• SHORT EXERCISE
Copy each line below that contains "index".

* BEGIN COLLECTED DATA *

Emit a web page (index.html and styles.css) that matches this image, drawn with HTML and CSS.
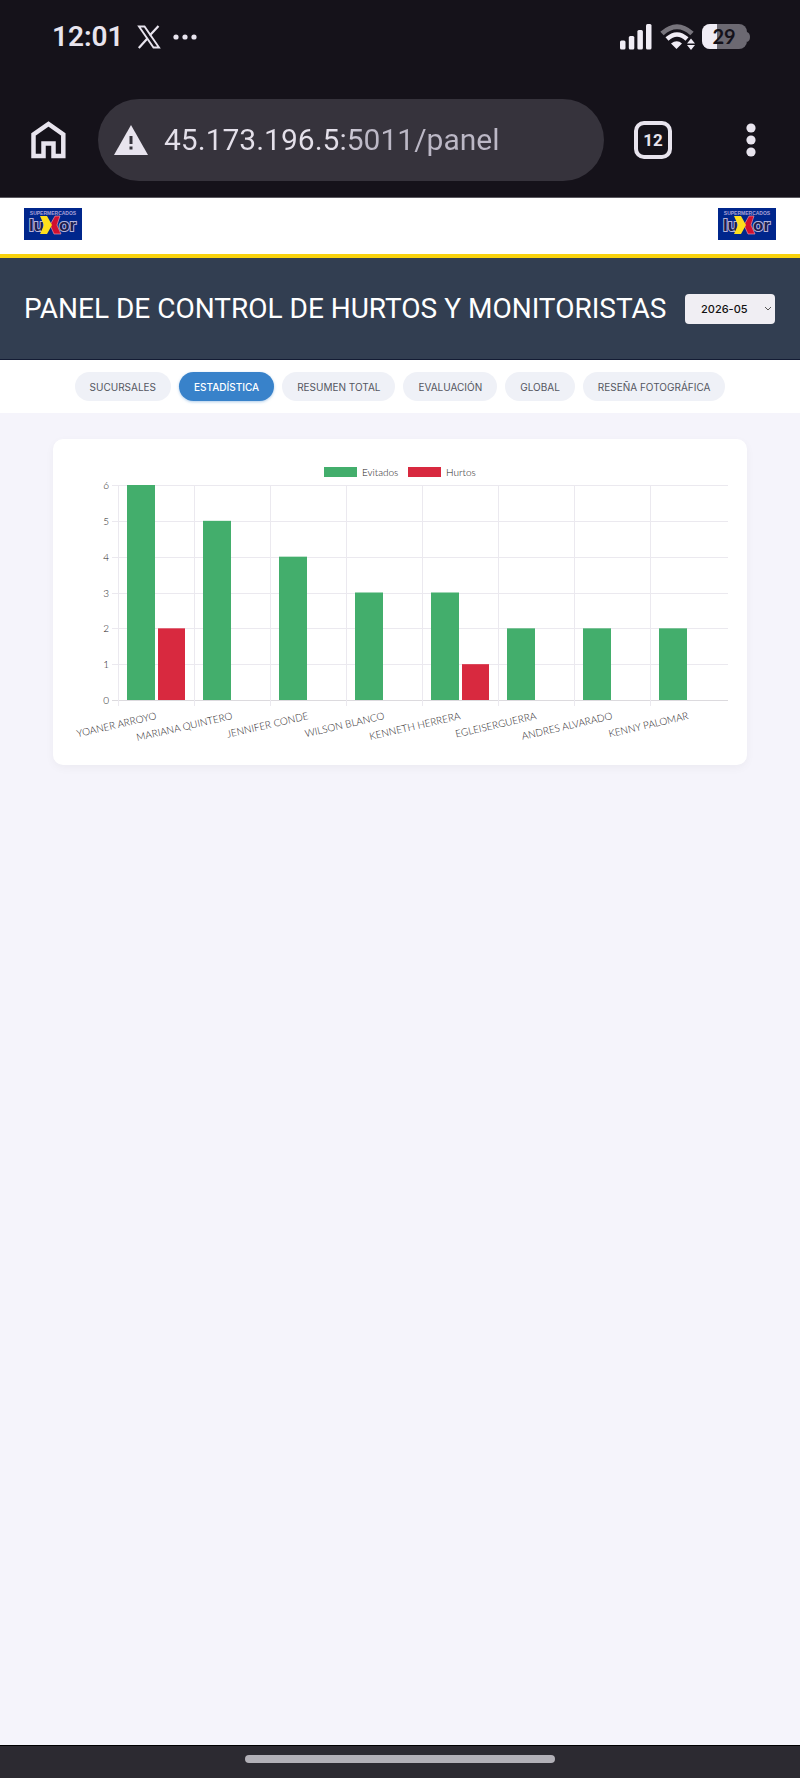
FILE: index.html
```
<!DOCTYPE html>
<html lang="es">
<head>
	<meta charset="UTF-8">
	<meta name="viewport" content="width=device-width, initial-scale=1">
	<title>Panel de control</title>
	<link rel="stylesheet" href="styles.css">
</head>
<body>
	<div class="status">
		<span class="clock">12:01</span>
		<svg class="x-icon" width="24" height="24" viewBox="0 0 24 24">
			<path fill="none" stroke="#e8e4ee" stroke-width="1.9" d="M2 1.500h5.500L22 22.500h-5.500z"/>
			<path fill="none" stroke="#e8e4ee" stroke-width="2.200" d="M21.500 1l-8.800 9.600M10.600 13.200L1.800 23"/>
		</svg>
		<svg width="24" height="6" viewBox="0 0 24 6">
			<g fill="#e8e4ee"><circle cx="3" cy="3" r="2.600"/><circle cx="12" cy="3" r="2.600"/><circle cx="21" cy="3" r="2.600"/></g>
		</svg>
		<svg class="signal" width="32" height="26" viewBox="0 0 32 26">
			<g fill="#f0ecf5">
				<rect y="16.500" width="5.500" height="9" rx="1.500"/><rect x="8.800" y="12" width="5.500" height="13.500" rx="1.500"/>
				<rect x="17.400" y="6" width="5.500" height="19.500" rx="1.500"/><rect x="26" y="0" width="5.500" height="25.500" rx="1.500"/>
			</g>
		</svg>
		<svg class="wifi" width="36" height="26" viewBox="0 0 36 26">
			<path d="M2 9.500Q17 -4 32 9.500" fill="none" stroke="#77747c" stroke-width="5"/>
			<path d="M7 15Q17 6 27 15" fill="none" stroke="#f0ecf5" stroke-width="4.500"/>
			<path d="M11 19.500q6-4.500 11 0L16.500 25z" fill="#f0ecf5"/>
			<path d="M31 14.500l4 5h-8zM31 26l4-5h-8z" fill="#f0ecf5"/>
		</svg>
		<svg class="battery" width="48" height="26" viewBox="0 0 48 26">
			<clipPath id="cell"><rect width="45" height="25" rx="8"/></clipPath>
			<g clip-path="url(#cell)"><rect width="45" height="25" fill="#6c6972"/><rect width="15" height="25" fill="#f0ecf5"/></g>
			<path d="M45 8q3 1 3 5t-3 5z" fill="#6c6972"/>
			<text x="22" y="20" text-anchor="middle">29</text>
		</svg>
	</div>

	<div class="toolbar">
		<button class="icon-btn" aria-label="Inicio">
			<svg width="36" height="38" viewBox="0 0 36 38">
				<path d="M2.500 35V13.500L17.500 3l14.800 10.500V35H22.500V22.500h-10V35z" fill="none" stroke="#e8e4ee" stroke-width="4.500"/>
			</svg>
		</button>
		<label class="address">
			<svg width="34" height="30" viewBox="0 0 34 30">
				<path d="M17 0l17 30H0z" fill="#e8e4ee"/>
				<path d="M17 11v8M17 21.500v3" stroke="#35323b" stroke-width="3"/>
			</svg>
			<input type="text" value="45.173.196.5:5011/panel" aria-label="Dirección">
		</label>
		<button class="tabs-count" aria-label="Pestañas">12</button>
		<button class="icon-btn menu" aria-label="Menú">
			<svg width="10" height="34" viewBox="0 0 10 34">
				<g fill="#e8e4ee"><circle cx="5" cy="5" r="4.600"/><circle cx="5" cy="17" r="4.600"/><circle cx="5" cy="29" r="4.600"/></g>
			</svg>
		</button>
	</div>

	<div class="brand">
		<svg class="logo" viewBox="0 0 58 32">
			<rect width="58" height="32" fill="#00268c"/>
			<text x="29" y="7" class="logo-small" text-anchor="middle">SUPERMERCADOS</text>
			<text x="5" y="23" class="logo-big">lu</text>
			<text x="52" y="23" class="logo-big" text-anchor="end">or</text>
			<path d="M36 8h-5l-5 9 4 9h7l-4-9z" fill="#d01030" stroke="#f3a9b8" stroke-width=".6"/>
			<path d="M16 8h7l5 9-5 9h-7l4-9z" fill="#ffdf1c"/>
		</svg>
		<svg class="logo" viewBox="0 0 58 32">
			<rect width="58" height="32" fill="#00268c"/>
			<text x="29" y="7" class="logo-small" text-anchor="middle">SUPERMERCADOS</text>
			<text x="5" y="23" class="logo-big">lu</text>
			<text x="52" y="23" class="logo-big" text-anchor="end">or</text>
			<path d="M36 8h-5l-5 9 4 9h7l-4-9z" fill="#d01030" stroke="#f3a9b8" stroke-width=".6"/>
			<path d="M16 8h7l5 9-5 9h-7l4-9z" fill="#ffdf1c"/>
		</svg>
	</div>

	<header class="title-bar">
		<h1>PANEL DE CONTROL DE HURTOS Y MONITORISTAS</h1>
		<div class="month">
			<select aria-label="Mes"><option>2026-05</option></select>
			<svg width="8" height="6" viewBox="0 0 8 6"><path d="M1 1l3 3 3-3" fill="none" stroke="#555" stroke-width="1"/></svg>
		</div>
	</header>

	<nav class="nav">
		<button>SUCURSALES</button>
		<button class="active">ESTADÍSTICA</button>
		<button>RESUMEN TOTAL</button>
		<button>EVALUACIÓN</button>
		<button>GLOBAL</button>
		<button>RESEÑA FOTOGRÁFICA</button>
	</nav>

	<main>
		<section class="card">
			<svg id="chart" viewBox="0 0 654 286" role="img" aria-label="Evitados y hurtos por monitorista"></svg>
		</section>
	</main>

	<div class="gesture"><span></span></div>

<script>
	var data = [
		['YOANER ARROYO', 6, 2],
		['MARIANA QUINTERO', 5, 0],
		['JENNIFER CONDE', 4, 0],
		['WILSON BLANCO', 3, 0],
		['KENNETH HERRERA', 3, 1],
		['EGLEISERGUERRA', 2, 0],
		['ANDRES ALVARADO', 2, 0],
		['KENNY PALOMAR', 2, 0]
	];
	var left = 45, right = 655, top0 = 26, bottom = 241, max = 6;
	var step = 76;
	var unit = (bottom - top0) / max;
	var out = '';

	// leyenda
	out += '<rect class="green" x="251" y="8" width="33" height="10"/><text x="289" y="17">Evitados</text>';
	out += '<rect class="red" x="335" y="8" width="33" height="10"/><text x="373" y="17">Hurtos</text>';

	// eje y
	for (var i = 0; i <= max; i++) {
		var y = Math.round(bottom - i * unit);
		out += '<path class="' + (i ? 'grid' : 'grid base') + '" d="M' + (left - 6) + ' ' + (y + 0.5) + 'H' + right + '"/>';
		out += '<text x="36" y="' + (y + 4) + '" text-anchor="end">' + i + '</text>';
	}

	// barras y nombres
	data.forEach(function (row, n) {
		var x = left + n * step;
		out += '<path class="grid" d="M' + (x + 0.5) + ' ' + top0 + 'V' + (bottom + 6) + '"/>';
		out += '<rect class="green" x="' + (x + 9) + '" y="' + (bottom - row[1] * unit) + '" width="28" height="' + row[1] * unit + '"/>';
		out += '<rect class="red" x="' + (x + 40) + '" y="' + (bottom - row[2] * unit) + '" width="27" height="' + row[2] * unit + '"/>';
		out += '<text text-anchor="end" transform="translate(' + (x + 39) + ' 260) rotate(-13)">' + row[0] + '</text>';
	});
	document.getElementById('chart').innerHTML = out;
</script>
</body>
</html>
```
FILE: styles.css
```
* {
	box-sizing: border-box;
}
body {
	margin: 0;
	min-height: 100vh;
	display: flex;
	flex-direction: column;
	background: #f5f4fb;
	font-family: Lato, "Open Sans", sans-serif;
}
button, input, select {
	font-family: inherit;
	border: 0;
	padding: 0;
}
svg {
	display: block;
	flex: none;
}

/* barra de estado */
.status {
	display: flex;
	align-items: center;
	height: 74px;
	padding: 0 50px 0 52px;
	background: #15121a;
}
.clock {
	font-family: Roboto, sans-serif;
	font-size: 28px;
	font-weight: 600;
	line-height: 40px;
	color: #e8e4ee;
}
.x-icon {
	margin: 0 12px 0 13px;
}
.signal {
	margin-left: auto;
}
.wifi {
	margin: 0 6px 0 8px;
}
.battery text {
	font-size: 20px;
	font-weight: 700;
	fill: #15121a;
}

/* navegador */
.toolbar {
	display: flex;
	align-items: center;
	height: 124px;
	padding: 8px 44px 0 31px;
	background: #15121a;
	border-bottom: 1px solid #5b5960;
}
.icon-btn {
	background: none;
}
.address {
	flex: 1;
	display: flex;
	align-items: center;
	gap: 16px;
	min-width: 0;
	height: 82px;
	margin: 0 30px 0 31px;
	padding: 0 20px 0 16px;
	border-radius: 41px;
	background: #36333c;
}
.address input {
	flex: 1;
	min-width: 0;
	height: 48px;
	font-family: Roboto, sans-serif;
	font-size: 30px;
	color: transparent;
	background: linear-gradient(90deg, #e4e0ea 170px, #bcb8c6 200px);
	-webkit-background-clip: text;
	background-clip: text;
}
.tabs-count {
	width: 38px;
	height: 38px;
	border: 4px solid #e8e4ee;
	border-radius: 10px;
	background: none;
	color: #e8e4ee;
	font-family: Roboto, sans-serif;
	font-size: 17px;
	font-weight: 700;
}
.menu {
	margin-left: 74px;
}

.brand {
	display: flex;
	justify-content: space-between;
	height: 60px;
	padding: 10px 24px;
	background: #fff;
	border-bottom: 4px solid #f8d20c;
}
.logo {
	width: 58px;
	height: 32px;
}
.logo-small {
	font: 700 5px "Liberation Sans", sans-serif;
	fill: #a9a0d8;
}
.logo-big {
	font: 700 17px "Liberation Sans", sans-serif;
	fill: #1a1c4c;
	stroke: #b5b3da;
	stroke-width: 2px;
	paint-order: stroke;
}

.title-bar {
	display: flex;
	align-items: center;
	justify-content: space-between;
	height: 102px;
	padding: 0 25px 0 24px;
	background: #323e51;
	border-bottom: 1px solid #141c34;
}
.title-bar h1 {
	margin: 0;
	font-family: Roboto, sans-serif;
	font-size: 28px;
	font-weight: 400;
	line-height: 36px;
	color: #fff;
	white-space: nowrap;
}
.month {
	position: relative;
}
.month select {
	display: block;
	width: 90px;
	height: 30px;
	padding: 0 16px;
	border-radius: 4px;
	background: #f0eef3;
	color: #111;
	font-family: Inter, sans-serif;
	font-size: 11px;
	font-weight: 500;
	appearance: none;
}
.month svg {
	position: absolute;
	top: 12px;
	right: 3px;
	pointer-events: none;
}

.nav {
	display: flex;
	justify-content: center;
	gap: 8px;
	padding: 12px 0;
	background: #fff;
}
.nav button {
	height: 29px;
	padding: 0 15px;
	border-radius: 15px;
	background: #eff1f7;
	color: #54565f;
	font-family: Inter, sans-serif;
	font-size: 10px;
	font-weight: 400;
}
.nav .active {
	background: #3882ca;
	color: #fff;
	font-weight: 500;
	box-shadow: 0 1px 3px #3882ca66;
}

main {
	flex: 1;
	padding: 26px 53px;
}
.card {
	padding: 20px;
	border-radius: 10px;
	background: #fff;
	box-shadow: 0 3px 10px #0000000a;
}
#chart {
	width: 100%;
	overflow: visible;
}
#chart text {
	font-size: 10px;
	font-weight: 300;
	fill: #1c1822;
}
.green {
	fill: #43ae6c;
}
.red {
	fill: #d8293f;
}
.grid {
	stroke: #ebe9ef;
}
.base {
	stroke: #dcdade;
}

.gesture {
	display: flex;
	justify-content: center;
	height: 33px;
	padding-top: 9px;
	background: #2c2a31;
	border-top: 1px solid #000;
}
.gesture span {
	width: 310px;
	height: 8px;
	border-radius: 4px;
	background: #b2b0b7;
}
```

* END COLLECTED DATA *

• FULL ANSWER
Emit a web page (index.html and styles.css) that matches this image, drawn with HTML and CSS.
FILE: index.html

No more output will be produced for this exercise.